▶ **EXERCISE OBJECTIVE**:
Give an exact transcription of every line, dropping the images.

[Rows from a dataset of pages and code]
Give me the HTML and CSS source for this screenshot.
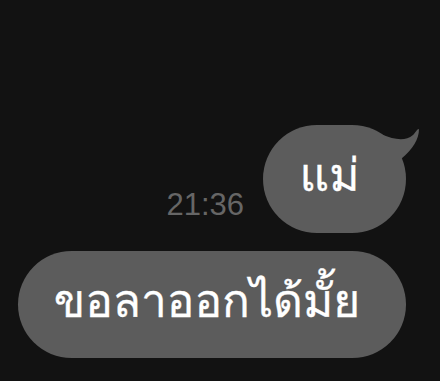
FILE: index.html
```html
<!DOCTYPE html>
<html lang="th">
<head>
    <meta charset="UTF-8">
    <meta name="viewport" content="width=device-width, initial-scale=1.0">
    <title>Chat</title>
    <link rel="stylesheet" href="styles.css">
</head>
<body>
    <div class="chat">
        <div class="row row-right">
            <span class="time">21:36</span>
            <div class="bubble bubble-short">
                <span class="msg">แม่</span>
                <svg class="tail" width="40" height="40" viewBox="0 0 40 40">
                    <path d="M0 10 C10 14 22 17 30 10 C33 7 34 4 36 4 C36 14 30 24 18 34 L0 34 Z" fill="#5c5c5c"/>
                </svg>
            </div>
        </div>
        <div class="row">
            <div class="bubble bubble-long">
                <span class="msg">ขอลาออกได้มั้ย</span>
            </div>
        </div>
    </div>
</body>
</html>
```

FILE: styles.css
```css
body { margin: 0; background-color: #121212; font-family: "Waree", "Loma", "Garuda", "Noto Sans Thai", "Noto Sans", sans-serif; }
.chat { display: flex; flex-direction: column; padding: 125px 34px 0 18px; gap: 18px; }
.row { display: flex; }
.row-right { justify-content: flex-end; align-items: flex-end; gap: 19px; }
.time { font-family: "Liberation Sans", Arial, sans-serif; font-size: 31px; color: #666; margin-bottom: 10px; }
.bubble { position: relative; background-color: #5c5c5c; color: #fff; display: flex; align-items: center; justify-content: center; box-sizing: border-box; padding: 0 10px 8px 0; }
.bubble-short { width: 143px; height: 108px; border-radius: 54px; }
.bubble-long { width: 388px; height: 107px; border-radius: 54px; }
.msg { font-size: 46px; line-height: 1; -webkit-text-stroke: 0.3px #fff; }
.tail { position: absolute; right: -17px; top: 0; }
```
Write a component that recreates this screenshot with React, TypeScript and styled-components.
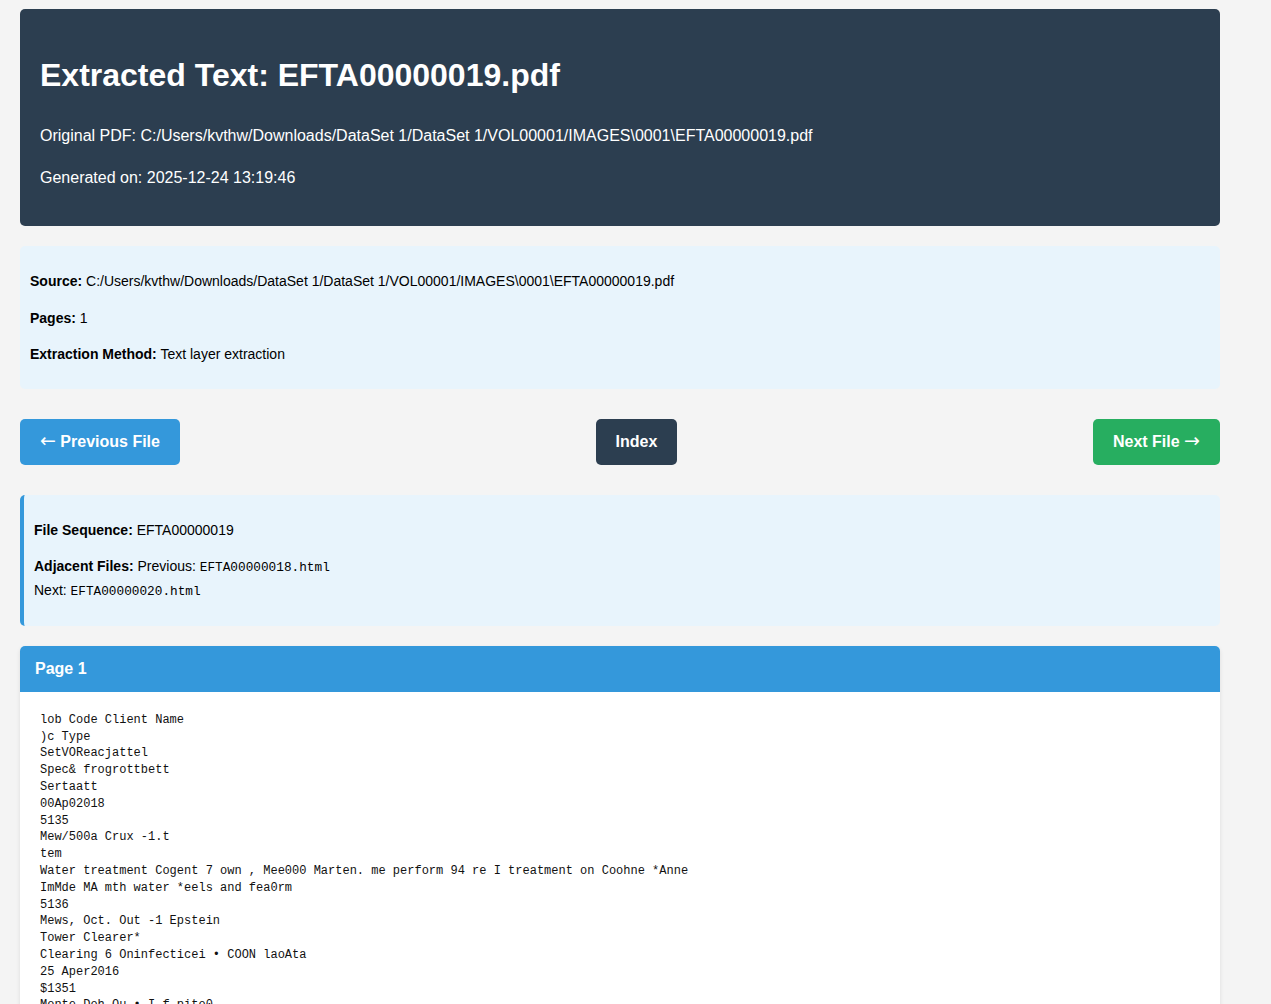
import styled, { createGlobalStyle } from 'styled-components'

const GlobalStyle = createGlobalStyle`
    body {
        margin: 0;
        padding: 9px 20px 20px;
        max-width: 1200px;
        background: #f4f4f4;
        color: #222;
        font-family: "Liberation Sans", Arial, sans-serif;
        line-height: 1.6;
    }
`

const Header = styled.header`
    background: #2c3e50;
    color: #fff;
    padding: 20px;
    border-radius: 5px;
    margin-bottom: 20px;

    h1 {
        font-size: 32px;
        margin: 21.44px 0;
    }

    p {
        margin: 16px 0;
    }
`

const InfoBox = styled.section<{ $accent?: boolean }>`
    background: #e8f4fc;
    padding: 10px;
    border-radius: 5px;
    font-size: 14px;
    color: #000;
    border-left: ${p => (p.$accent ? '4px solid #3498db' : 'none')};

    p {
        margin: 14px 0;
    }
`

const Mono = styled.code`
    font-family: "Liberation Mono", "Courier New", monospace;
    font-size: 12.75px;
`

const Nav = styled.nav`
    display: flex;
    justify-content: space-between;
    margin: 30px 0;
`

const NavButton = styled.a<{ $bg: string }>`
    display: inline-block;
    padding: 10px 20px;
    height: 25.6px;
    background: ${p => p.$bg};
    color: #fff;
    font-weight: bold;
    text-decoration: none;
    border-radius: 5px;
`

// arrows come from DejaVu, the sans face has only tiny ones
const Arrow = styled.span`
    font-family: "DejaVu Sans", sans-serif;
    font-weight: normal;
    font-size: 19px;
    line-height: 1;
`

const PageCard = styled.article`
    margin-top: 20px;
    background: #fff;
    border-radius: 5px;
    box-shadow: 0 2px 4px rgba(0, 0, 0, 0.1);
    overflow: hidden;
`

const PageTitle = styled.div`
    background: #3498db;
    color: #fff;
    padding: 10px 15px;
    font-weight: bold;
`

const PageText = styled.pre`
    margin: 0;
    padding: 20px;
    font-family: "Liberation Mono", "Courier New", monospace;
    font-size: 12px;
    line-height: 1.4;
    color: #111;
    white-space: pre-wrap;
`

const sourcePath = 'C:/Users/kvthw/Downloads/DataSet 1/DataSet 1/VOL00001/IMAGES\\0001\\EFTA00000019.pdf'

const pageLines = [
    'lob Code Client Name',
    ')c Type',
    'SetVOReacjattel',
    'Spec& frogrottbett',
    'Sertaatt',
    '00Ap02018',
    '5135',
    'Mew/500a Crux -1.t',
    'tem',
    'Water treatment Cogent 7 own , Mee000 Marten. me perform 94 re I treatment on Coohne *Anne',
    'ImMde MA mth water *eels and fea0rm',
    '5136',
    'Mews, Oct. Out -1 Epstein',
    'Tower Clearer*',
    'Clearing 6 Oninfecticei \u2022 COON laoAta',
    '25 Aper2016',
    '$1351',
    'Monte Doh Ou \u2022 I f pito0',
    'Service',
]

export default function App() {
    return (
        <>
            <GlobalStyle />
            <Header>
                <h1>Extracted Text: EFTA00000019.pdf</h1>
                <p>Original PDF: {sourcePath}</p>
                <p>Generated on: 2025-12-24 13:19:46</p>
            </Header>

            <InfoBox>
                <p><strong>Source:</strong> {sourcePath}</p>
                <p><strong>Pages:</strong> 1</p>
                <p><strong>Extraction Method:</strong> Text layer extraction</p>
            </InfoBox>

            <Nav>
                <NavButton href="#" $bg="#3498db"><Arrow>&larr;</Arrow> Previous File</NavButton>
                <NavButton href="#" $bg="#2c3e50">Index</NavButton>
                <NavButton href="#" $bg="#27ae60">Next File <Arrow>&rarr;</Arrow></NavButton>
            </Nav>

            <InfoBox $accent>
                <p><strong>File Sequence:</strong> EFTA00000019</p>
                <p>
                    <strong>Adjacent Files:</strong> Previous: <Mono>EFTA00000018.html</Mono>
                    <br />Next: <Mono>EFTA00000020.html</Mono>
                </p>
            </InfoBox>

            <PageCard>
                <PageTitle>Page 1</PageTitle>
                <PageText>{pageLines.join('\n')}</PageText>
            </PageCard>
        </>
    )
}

▶ **ANSWER FOR THIS EXERCISE**:
Give me the HTML and CSS source for this screenshot.
FILE: index.html
```html
<!DOCTYPE html>
<html lang="th">
<head>
    <meta charset="UTF-8">
    <meta name="viewport" content="width=device-width, initial-scale=1.0">
    <title>Chat</title>
    <link rel="stylesheet" href="styles.css">
</head>
<body>
    <div class="chat">
        <div class="row row-right">
            <span class="time">21:36</span>
            <div class="bubble bubble-short">
                <span class="msg">แม่</span>
                <svg class="tail" width="40" height="40" viewBox="0 0 40 40">
                    <path d="M0 10 C10 14 22 17 30 10 C33 7 34 4 36 4 C36 14 30 24 18 34 L0 34 Z" fill="#5c5c5c"/>
                </svg>
            </div>
        </div>
        <div class="row">
            <div class="bubble bubble-long">
                <span class="msg">ขอลาออกได้มั้ย</span>
            </div>
        </div>
    </div>
</body>
</html>
```

FILE: styles.css
```css
body { margin: 0; background-color: #121212; font-family: "Waree", "Loma", "Garuda", "Noto Sans Thai", "Noto Sans", sans-serif; }
.chat { display: flex; flex-direction: column; padding: 125px 34px 0 18px; gap: 18px; }
.row { display: flex; }
.row-right { justify-content: flex-end; align-items: flex-end; gap: 19px; }
.time { font-family: "Liberation Sans", Arial, sans-serif; font-size: 31px; color: #666; margin-bottom: 10px; }
.bubble { position: relative; background-color: #5c5c5c; color: #fff; display: flex; align-items: center; justify-content: center; box-sizing: border-box; padding: 0 10px 8px 0; }
.bubble-short { width: 143px; height: 108px; border-radius: 54px; }
.bubble-long { width: 388px; height: 107px; border-radius: 54px; }
.msg { font-size: 46px; line-height: 1; -webkit-text-stroke: 0.3px #fff; }
.tail { position: absolute; right: -17px; top: 0; }
```
Write a component that recreates this screenshot with React, TypeScript and styled-components.
import styled, { createGlobalStyle } from 'styled-components'

const GlobalStyle = createGlobalStyle`
    body {
        margin: 0;
        padding: 9px 20px 20px;
        max-width: 1200px;
        background: #f4f4f4;
        color: #222;
        font-family: "Liberation Sans", Arial, sans-serif;
        line-height: 1.6;
    }
`

const Header = styled.header`
    background: #2c3e50;
    color: #fff;
    padding: 20px;
    border-radius: 5px;
    margin-bottom: 20px;

    h1 {
        font-size: 32px;
        margin: 21.44px 0;
    }

    p {
        margin: 16px 0;
    }
`

const InfoBox = styled.section<{ $accent?: boolean }>`
    background: #e8f4fc;
    padding: 10px;
    border-radius: 5px;
    font-size: 14px;
    color: #000;
    border-left: ${p => (p.$accent ? '4px solid #3498db' : 'none')};

    p {
        margin: 14px 0;
    }
`

const Mono = styled.code`
    font-family: "Liberation Mono", "Courier New", monospace;
    font-size: 12.75px;
`

const Nav = styled.nav`
    display: flex;
    justify-content: space-between;
    margin: 30px 0;
`

const NavButton = styled.a<{ $bg: string }>`
    display: inline-block;
    padding: 10px 20px;
    height: 25.6px;
    background: ${p => p.$bg};
    color: #fff;
    font-weight: bold;
    text-decoration: none;
    border-radius: 5px;
`

// arrows come from DejaVu, the sans face has only tiny ones
const Arrow = styled.span`
    font-family: "DejaVu Sans", sans-serif;
    font-weight: normal;
    font-size: 19px;
    line-height: 1;
`

const PageCard = styled.article`
    margin-top: 20px;
    background: #fff;
    border-radius: 5px;
    box-shadow: 0 2px 4px rgba(0, 0, 0, 0.1);
    overflow: hidden;
`

const PageTitle = styled.div`
    background: #3498db;
    color: #fff;
    padding: 10px 15px;
    font-weight: bold;
`

const PageText = styled.pre`
    margin: 0;
    padding: 20px;
    font-family: "Liberation Mono", "Courier New", monospace;
    font-size: 12px;
    line-height: 1.4;
    color: #111;
    white-space: pre-wrap;
`

const sourcePath = 'C:/Users/kvthw/Downloads/DataSet 1/DataSet 1/VOL00001/IMAGES\\0001\\EFTA00000019.pdf'

const pageLines = [
    'lob Code Client Name',
    ')c Type',
    'SetVOReacjattel',
    'Spec& frogrottbett',
    'Sertaatt',
    '00Ap02018',
    '5135',
    'Mew/500a Crux -1.t',
    'tem',
    'Water treatment Cogent 7 own , Mee000 Marten. me perform 94 re I treatment on Coohne *Anne',
    'ImMde MA mth water *eels and fea0rm',
    '5136',
    'Mews, Oct. Out -1 Epstein',
    'Tower Clearer*',
    'Clearing 6 Oninfecticei \u2022 COON laoAta',
    '25 Aper2016',
    '$1351',
    'Monte Doh Ou \u2022 I f pito0',
    'Service',
]

export default function App() {
    return (
        <>
            <GlobalStyle />
            <Header>
                <h1>Extracted Text: EFTA00000019.pdf</h1>
                <p>Original PDF: {sourcePath}</p>
                <p>Generated on: 2025-12-24 13:19:46</p>
            </Header>

            <InfoBox>
                <p><strong>Source:</strong> {sourcePath}</p>
                <p><strong>Pages:</strong> 1</p>
                <p><strong>Extraction Method:</strong> Text layer extraction</p>
            </InfoBox>

            <Nav>
                <NavButton href="#" $bg="#3498db"><Arrow>&larr;</Arrow> Previous File</NavButton>
                <NavButton href="#" $bg="#2c3e50">Index</NavButton>
                <NavButton href="#" $bg="#27ae60">Next File <Arrow>&rarr;</Arrow></NavButton>
            </Nav>

            <InfoBox $accent>
                <p><strong>File Sequence:</strong> EFTA00000019</p>
                <p>
                    <strong>Adjacent Files:</strong> Previous: <Mono>EFTA00000018.html</Mono>
                    <br />Next: <Mono>EFTA00000020.html</Mono>
                </p>
            </InfoBox>

            <PageCard>
                <PageTitle>Page 1</PageTitle>
                <PageText>{pageLines.join('\n')}</PageText>
            </PageCard>
        </>
    )
}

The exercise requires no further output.